La Terre présente des ceintures de circulation atmosphérique alternées similaires (bien que moins nombreuses et plus faibles), ce qui suggère qu’il existe une certaine similitude dans la manière dont chaque planète génère ces caractéristiques atmosphériques. Cependant, le climat de Jupiter est tellement différent de celui de la Terre qu’il est impossible d’extrapoler ce que fait l’une des planètes par rapport à l’autre. De plus, les nuages de Jupiter présentent des variations cycliques liées aux variations observées dans les données infrarouges à 50 kilomètres sous la surface, ce qui a intrigué les scientifiques.
Selon Jones :
Tous les quatre ou cinq ans, les choses changent. Les couleurs des ceintures peuvent changer et il arrive que l’on assiste à des bouleversements à l’échelle planétaire, lorsque l’ensemble des conditions météorologiques deviennent un peu folles pendant un certain temps, et la raison pour laquelle cela se produit reste un mystère.
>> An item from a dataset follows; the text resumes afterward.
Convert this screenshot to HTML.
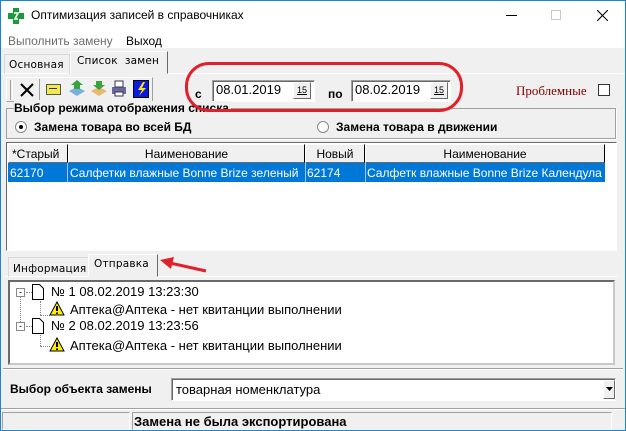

La sonde Juno étudie Jupiter depuis 2016 et elle a récolté de nombreuses données sur les différentes structures et propriétés de la planète. L’une d’entre elles est son champ magnétique, une énorme structure magnétique générée par la “dynamo” de Jupiter, un fluide convecteur et conducteur tournant à l’intérieur de la planète qui convertit l’énergie cinétique en énergie magnétique.
La Terre possède également une dynamo. La dynamo terrestre produit notamment des oscillations magnétiques en torsion, une sorte de « vague » magnétique qui oscille dans un sens et dans l’autre, symétriques autour de l’axe de la planète, influencées par une rotation rapide.
En étudiant des années de données sur le champ magnétique recueillies par Juno, Hori et ses collègues ont pu identifier les caractéristiques d’oscillations similaires sur Jupiter. Et, chose intéressante, ces oscillations semblent liées aux changements dans les bandes de la planète et à ses variations dans l’infrarouge.
Selon les chercheurs dans leur étude :
Nous proposons ici, que les oscillations de torsion donnent lieu à un cisaillement qui perturbe les lents flux convectifs de l’intérieur profond qui transportent le flux de chaleur vers la troposphère visible.
Ce phénomène pourrait considérablement perturber les conditions météorologiques et modifier les phénomènes de remontée et de descente d’eau dans les nuages joviens. L’équipe a également suivi une région très concentrée du champ magnétique, la “Grande Tache bleue”, près de l’équateur. Ils ont constaté qu’elle ralentissait, ce qui suggère le début d’une nouvelle oscillation.
Continuer à observer la planète pour voir comment les nuages changent dans un avenir proche pourrait aider l’équipe à valider ou à affiner sa théorie, et à comprendre comment cela se produit.
Pour Hori :
Il reste des incertitudes et des questions, notamment sur la manière dont l’oscillation en torsion produit la variation infrarouge observée, qui reflète probablement la dynamique complexe et les réactions entre les nuages et les aérosols. Ces questions doivent faire l’objet de recherches plus approfondies. Néanmoins, j’espère que notre étude pourra également ouvrir une fenêtre pour sonder l’intérieur profond et caché de Jupiter, tout comme la sismologie le fait pour la Terre et l’héliosismologie pour le Soleil.
L’étude publiée dans Nature : Jupiter’s cloud-level variability triggered by torsional oscillations in the interior et présentée sur le site de l’Université de Leeds : Research ‘solves’ mystery of Jupiter’s stunning colour changes.